Bien que sur le plan institutionnel et dans les textes juridiques, le résultat reste très maigre : suite boycott scolaire de 1994/95, le régime en place crée l’institution, le H.C.A. chargé entre autres de ‘l’introduction de la langue amazighe dans le système de l’enseignement et de la communication" (Article 4 / alinéa 2)’. Et dans l’exposé des motifs du décret portant création du HCA, le berbère est mentionné ainsi : ‘la langue amazighe, langue de tous les algériens’.
Et dans le préambule de la constitution de 1997, l’amazighité est présentée comme un des fondements de l’identité nationale à coté de l’arabité et de l’Islam.

Suite aux événements qui ont secoué la Kabylie pendant les années 2001 et 2002, un amendement de l’article 3 de la constitution a été votée par les deux chambres le 07 avril 2002. Cet amendement appelé article 3 bis consiste-en :
- Tamazight est également langue nationale.
- L’état œuvre à sa promotion et à son développement dans toutes ses variétés en usage sur le territoire national.


Le fait notable, après ce qu’on vient de voir concernant la politique officielle vis-à-vis du berbère est que si un changement minimum s’opère dans le discours officiel où l’on passe de la négation/exclusion de la réalité berbère à une timide "intégration". En l’absence d’une politique réelle de prise en charge effective du berbère, les résultats enregistrés jusque-là restent mitigés et discutables dans les domaines suivants :
- l’enseignement où le berbère est facultatif, non généralisé même dans les régions berbérophones et est limité à deux ou trois années 7° et 9° (et Seconde).
- les institutions publiques où en dehors d’un journal télévisé en trois dialectes diffusé par la chaîne ENTV, le berbère est n’est pas utilisé dans les administrations publiques exécutives et législatives (collectivités, assemblées...) ni judiciaires...
- la culture où la prise en charge étatique des différentes productions culturelles et artistiques (non privées) est quasi-absente,
- la loi fondamentale où la reconnaissance en tant que langue nationale n’existe que depuis avril 2002 est exemple de minoration dont souffre le berbère.
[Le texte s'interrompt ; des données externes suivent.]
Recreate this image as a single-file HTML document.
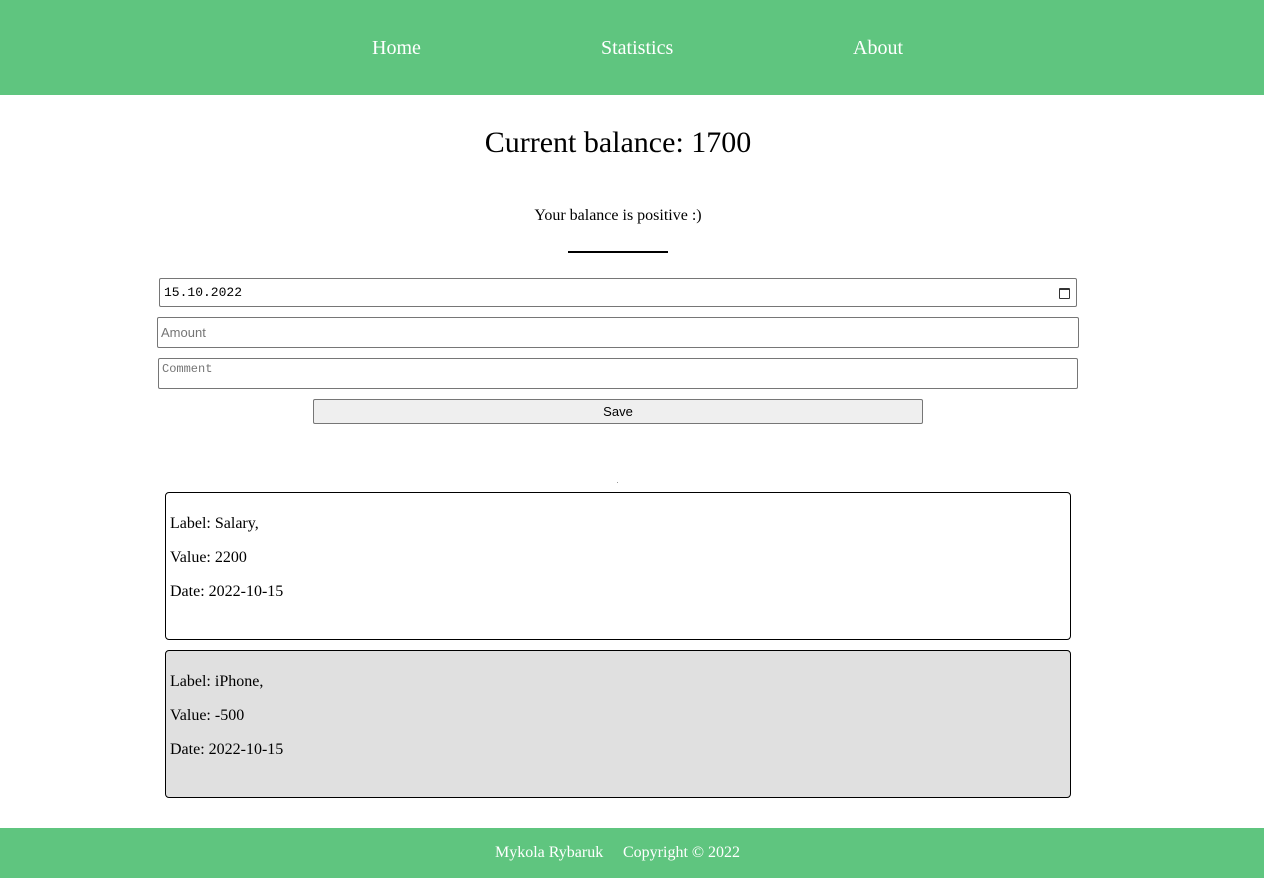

En effet, ce dernier n’est qu’ ‘également langue nationale’ alors que l’arabe est présenté comme langue nationale et officielle.
- sur le plan juridique, aucun décret d’application n’a été adopté par une quelconque institution de l’Etat, ni même proposé en vue d’une réelle prise en charge du berbère dans un quelconque domaine que ce soit.